I really wish Green Ronin would move more towards kickstarter rather than patreon. It could only increase the quality and scope of what they put out. I'm honestly not sure why they haven't already - there used to be a sort of stigma or view that kickstarters were for little companies or people just starting out rather than for established names in the industry, but people like Onyx Path and Kobold Press have been running kickstarters for years, surely we're past that now?






.
 

Dire Bare

Legend
Ultimately, if you don't like the subscription model of Patreon, that's fine of course. Don't subscribe to any. But a lot of folks complaints about this model boil down to a few judgement errors, all IMO of course . . . .

Judgement Error #1: Subscriptions result in micro-content pushed out too rapidly for quality control. When creatives produce a subscription service, there IS a lot of pressure to come up with something NEW and EXCITING on a regular basis. This potentially can exhaust an artist creatively. We've all seen YouTube videos from influencers striving to put new content in front of their fans that are just . . . . kind of empty. But how is this any different from Dragon Magazine back in the day, with that looming monthly deadline for the next issue? Quality, or the lack thereof, isn't inherent to this model, it's inherent in the creative process, regardless of how the content is being delivered. Hell, I've purchased more than a few hardcover RPG books that were rushed and/or of low quality.

It certainly IS easier to deliver micro-content (like a magazine article) on a regular basis than a full-blown book, but 1) micro-content isn't bad content, 2) it can be later collected in a traditional book form, and 3) not all Patreon creators actually deal in micro-content. However, most RPGs are PERFECT for micro-content like character options, monsters/adversaries, and adventure "scenes" (encounters).

Judgement Error #2: If a creator decides to start a subscription service, that means that they are giving up on making the kind of product that I want. This is marriage of fan entitlement (as a big fan, I know what's best for the thing, and I deserve a say in how it's being created) and the theory of limited good (there's only so much "good" out there, and if you waste it . . . . ). Crowdfunding options like Kickstarter and Patreon don't take away from our industry, as creators or fans . . . they only expand our options and the ability to get content out there. Making a living as an artist or creator is HARD, many talented artists haven't given it a go for that reason, and many who have eventually give up, and those who stick with it often sacrifice financial stability (raising a family, preparing for retirement). They deserve to explore every option that can shake up that reality, and crowdfunding is certainly doing that for many creators in a variety of fields. I find the armchair quarterbacking from entitled fans a bit tone deaf on this. And as a result of Patreon alone, we are getting SO MUCH MORE content from so many incredibly talented artists than ever before! It's overwhelming how much good visual art, music, narrative fiction, game design, and so much more is out there now!

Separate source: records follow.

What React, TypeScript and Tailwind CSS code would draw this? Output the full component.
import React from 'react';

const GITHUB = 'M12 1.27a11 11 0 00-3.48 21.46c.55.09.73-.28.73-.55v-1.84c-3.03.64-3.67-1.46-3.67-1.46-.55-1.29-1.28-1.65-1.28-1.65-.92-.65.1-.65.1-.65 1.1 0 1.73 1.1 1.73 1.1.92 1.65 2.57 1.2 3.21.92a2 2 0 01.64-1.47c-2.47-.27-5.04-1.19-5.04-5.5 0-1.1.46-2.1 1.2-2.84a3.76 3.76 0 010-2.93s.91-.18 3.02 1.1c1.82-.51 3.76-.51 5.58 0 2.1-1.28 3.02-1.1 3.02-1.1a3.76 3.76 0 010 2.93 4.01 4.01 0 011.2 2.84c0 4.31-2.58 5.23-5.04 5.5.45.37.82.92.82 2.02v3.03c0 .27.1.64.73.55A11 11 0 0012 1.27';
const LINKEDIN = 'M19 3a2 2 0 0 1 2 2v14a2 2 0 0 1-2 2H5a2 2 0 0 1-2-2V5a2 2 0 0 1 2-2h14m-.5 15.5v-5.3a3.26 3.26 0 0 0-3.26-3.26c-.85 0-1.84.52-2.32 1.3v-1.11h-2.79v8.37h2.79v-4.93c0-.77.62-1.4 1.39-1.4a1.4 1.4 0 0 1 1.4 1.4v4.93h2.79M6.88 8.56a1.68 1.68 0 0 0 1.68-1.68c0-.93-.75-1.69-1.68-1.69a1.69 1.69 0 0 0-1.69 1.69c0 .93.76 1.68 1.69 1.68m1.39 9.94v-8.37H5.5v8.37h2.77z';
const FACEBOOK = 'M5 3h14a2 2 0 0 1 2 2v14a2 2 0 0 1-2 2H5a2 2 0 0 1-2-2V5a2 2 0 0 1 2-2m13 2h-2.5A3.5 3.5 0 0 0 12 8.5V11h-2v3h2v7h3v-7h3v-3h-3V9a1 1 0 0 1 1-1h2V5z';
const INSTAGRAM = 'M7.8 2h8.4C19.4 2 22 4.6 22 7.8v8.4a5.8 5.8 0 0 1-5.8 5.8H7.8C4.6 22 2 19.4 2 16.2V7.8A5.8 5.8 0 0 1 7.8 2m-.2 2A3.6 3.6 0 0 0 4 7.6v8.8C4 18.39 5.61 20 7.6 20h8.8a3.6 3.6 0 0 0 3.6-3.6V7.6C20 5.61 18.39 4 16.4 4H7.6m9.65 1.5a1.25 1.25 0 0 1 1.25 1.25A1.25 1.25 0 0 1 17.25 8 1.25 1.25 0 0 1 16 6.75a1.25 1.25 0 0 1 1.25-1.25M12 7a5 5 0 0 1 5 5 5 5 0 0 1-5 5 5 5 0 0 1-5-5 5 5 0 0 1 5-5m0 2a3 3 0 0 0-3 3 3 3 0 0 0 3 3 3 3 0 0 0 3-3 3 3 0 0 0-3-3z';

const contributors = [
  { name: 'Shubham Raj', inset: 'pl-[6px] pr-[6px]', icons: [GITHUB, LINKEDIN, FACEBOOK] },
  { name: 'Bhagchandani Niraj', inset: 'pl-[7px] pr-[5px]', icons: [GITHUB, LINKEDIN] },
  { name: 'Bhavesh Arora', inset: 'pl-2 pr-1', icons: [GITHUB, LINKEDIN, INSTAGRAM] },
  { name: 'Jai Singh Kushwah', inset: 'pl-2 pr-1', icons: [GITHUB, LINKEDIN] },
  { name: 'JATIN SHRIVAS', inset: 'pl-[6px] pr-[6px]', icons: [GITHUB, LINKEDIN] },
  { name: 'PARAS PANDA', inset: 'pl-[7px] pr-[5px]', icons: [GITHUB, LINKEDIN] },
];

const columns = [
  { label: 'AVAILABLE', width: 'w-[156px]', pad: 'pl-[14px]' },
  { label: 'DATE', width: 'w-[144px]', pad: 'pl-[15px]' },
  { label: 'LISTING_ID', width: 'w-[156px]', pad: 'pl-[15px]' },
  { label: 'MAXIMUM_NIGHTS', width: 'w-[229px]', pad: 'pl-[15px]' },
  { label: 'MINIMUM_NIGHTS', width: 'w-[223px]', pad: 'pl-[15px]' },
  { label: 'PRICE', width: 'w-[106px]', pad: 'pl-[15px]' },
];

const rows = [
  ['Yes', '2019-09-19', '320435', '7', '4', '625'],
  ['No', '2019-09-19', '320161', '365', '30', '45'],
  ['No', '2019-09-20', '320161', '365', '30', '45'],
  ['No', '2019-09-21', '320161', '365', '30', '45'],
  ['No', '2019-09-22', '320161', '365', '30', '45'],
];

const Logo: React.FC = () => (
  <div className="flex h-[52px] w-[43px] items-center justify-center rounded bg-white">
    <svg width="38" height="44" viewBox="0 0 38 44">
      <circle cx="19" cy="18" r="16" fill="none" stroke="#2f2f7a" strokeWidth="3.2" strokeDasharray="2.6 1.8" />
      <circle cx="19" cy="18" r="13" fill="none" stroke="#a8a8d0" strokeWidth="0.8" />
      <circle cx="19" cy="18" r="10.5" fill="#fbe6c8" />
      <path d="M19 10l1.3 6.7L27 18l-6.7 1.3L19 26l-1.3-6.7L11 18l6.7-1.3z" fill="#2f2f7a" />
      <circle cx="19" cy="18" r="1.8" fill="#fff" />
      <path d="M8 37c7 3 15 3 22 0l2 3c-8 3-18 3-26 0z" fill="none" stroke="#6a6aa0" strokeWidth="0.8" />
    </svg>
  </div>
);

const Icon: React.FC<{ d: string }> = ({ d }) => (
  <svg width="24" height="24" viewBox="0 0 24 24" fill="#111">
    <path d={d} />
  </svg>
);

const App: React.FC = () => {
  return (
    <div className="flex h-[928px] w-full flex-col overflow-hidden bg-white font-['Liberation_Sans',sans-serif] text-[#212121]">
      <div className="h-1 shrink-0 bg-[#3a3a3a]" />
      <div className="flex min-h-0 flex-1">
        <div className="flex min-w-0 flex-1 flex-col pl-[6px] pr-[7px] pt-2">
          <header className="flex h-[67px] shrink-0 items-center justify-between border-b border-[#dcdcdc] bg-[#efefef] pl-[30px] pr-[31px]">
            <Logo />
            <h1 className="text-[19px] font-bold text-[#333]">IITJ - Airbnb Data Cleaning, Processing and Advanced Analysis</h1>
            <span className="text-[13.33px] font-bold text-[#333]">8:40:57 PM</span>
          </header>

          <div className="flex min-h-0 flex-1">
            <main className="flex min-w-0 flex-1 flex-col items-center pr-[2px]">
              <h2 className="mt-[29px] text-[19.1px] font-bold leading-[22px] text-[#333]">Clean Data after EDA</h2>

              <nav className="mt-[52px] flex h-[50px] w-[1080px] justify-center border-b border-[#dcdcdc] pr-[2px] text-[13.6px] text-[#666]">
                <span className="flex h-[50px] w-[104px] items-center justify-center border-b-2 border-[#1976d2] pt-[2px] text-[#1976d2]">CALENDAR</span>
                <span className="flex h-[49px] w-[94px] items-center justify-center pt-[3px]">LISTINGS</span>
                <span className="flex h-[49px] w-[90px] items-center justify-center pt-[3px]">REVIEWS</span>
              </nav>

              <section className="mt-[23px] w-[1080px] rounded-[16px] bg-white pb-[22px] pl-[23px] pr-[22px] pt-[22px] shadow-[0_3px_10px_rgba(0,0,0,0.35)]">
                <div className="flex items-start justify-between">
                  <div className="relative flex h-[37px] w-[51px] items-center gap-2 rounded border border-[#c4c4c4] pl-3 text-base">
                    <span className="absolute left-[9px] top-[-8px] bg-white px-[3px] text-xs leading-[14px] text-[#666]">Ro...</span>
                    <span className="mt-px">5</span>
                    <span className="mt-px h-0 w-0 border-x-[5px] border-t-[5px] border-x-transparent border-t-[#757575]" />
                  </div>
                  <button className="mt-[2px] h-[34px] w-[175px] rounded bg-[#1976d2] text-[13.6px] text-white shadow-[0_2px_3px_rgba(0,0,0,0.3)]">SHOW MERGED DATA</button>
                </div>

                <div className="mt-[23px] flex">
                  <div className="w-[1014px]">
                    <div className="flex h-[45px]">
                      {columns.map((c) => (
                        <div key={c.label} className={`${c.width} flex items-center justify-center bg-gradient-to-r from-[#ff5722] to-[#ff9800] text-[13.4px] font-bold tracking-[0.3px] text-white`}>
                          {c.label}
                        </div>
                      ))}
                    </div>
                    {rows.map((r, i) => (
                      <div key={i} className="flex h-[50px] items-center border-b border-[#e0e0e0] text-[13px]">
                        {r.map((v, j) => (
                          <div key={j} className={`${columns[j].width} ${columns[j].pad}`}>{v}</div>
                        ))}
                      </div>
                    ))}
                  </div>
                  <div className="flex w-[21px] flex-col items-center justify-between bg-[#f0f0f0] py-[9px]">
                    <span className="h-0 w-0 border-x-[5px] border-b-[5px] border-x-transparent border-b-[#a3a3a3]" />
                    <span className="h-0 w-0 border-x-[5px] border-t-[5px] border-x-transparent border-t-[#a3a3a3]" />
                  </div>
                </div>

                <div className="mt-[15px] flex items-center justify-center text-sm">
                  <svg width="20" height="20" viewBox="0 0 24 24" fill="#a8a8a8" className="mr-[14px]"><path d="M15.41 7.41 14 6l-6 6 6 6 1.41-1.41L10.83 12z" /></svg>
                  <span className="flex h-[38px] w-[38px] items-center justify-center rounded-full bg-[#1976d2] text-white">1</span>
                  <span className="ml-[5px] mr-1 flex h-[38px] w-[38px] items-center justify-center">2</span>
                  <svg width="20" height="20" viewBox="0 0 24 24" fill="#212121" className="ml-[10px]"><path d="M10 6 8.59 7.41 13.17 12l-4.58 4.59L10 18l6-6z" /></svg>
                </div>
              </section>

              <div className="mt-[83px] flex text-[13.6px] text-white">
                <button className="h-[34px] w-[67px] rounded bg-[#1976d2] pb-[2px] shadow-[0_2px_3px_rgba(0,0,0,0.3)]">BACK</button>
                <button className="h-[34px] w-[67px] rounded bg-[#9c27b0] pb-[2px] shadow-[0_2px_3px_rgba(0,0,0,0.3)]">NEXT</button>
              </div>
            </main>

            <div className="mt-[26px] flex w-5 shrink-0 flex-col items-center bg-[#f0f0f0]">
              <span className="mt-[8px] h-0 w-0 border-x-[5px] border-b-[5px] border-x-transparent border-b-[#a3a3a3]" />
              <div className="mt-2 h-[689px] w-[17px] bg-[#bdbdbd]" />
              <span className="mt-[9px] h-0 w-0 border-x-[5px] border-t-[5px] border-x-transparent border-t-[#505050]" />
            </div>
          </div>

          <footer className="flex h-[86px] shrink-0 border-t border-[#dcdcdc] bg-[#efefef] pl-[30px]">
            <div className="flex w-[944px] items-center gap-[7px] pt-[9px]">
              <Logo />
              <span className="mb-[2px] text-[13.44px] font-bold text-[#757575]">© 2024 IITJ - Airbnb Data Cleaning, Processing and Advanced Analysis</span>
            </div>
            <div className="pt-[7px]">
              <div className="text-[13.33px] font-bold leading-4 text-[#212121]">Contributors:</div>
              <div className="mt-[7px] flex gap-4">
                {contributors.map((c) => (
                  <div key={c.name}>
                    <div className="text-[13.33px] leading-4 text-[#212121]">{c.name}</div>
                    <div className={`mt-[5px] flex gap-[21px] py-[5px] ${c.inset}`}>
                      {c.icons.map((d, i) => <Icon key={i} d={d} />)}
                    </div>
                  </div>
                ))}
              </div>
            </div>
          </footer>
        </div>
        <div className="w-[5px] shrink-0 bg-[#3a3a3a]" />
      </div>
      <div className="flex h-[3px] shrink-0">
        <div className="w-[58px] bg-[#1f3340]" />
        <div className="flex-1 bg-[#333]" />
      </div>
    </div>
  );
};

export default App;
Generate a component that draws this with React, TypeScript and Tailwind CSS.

On the idea of limited good . . . . if the folks behind my favorite game are "wasting their time" making products that I don't like, then they are NOT making the products that I do like. They WOULD be making those products if it weren't for this fancy crowdfunding FAD. Sure, possibly, if Green Ronin wasn't going to start an M&M Patreon, maybe instead they would publish a new M&M hardcover. Sure. But . . . . 1) they can still do that, 2) publishing a more traditional book supplement doesn't equate to MORE or higher quality content, and 3) maybe, without the revenue from the Patreon, they would instead simply cancel the M&M line completely.

There certainly are challenges in delivering content via subscription model . . . . but they are simply different challenges than the traditional model, not extra challenges that make the subscription model a foolish, faddish option. Will Green Ronin's M&M Patreon be successful? Only time will tell, but I have a lot of faith in Chris Pramas, Steve Kenson, Crystal Frasier, and the rest of the GR team.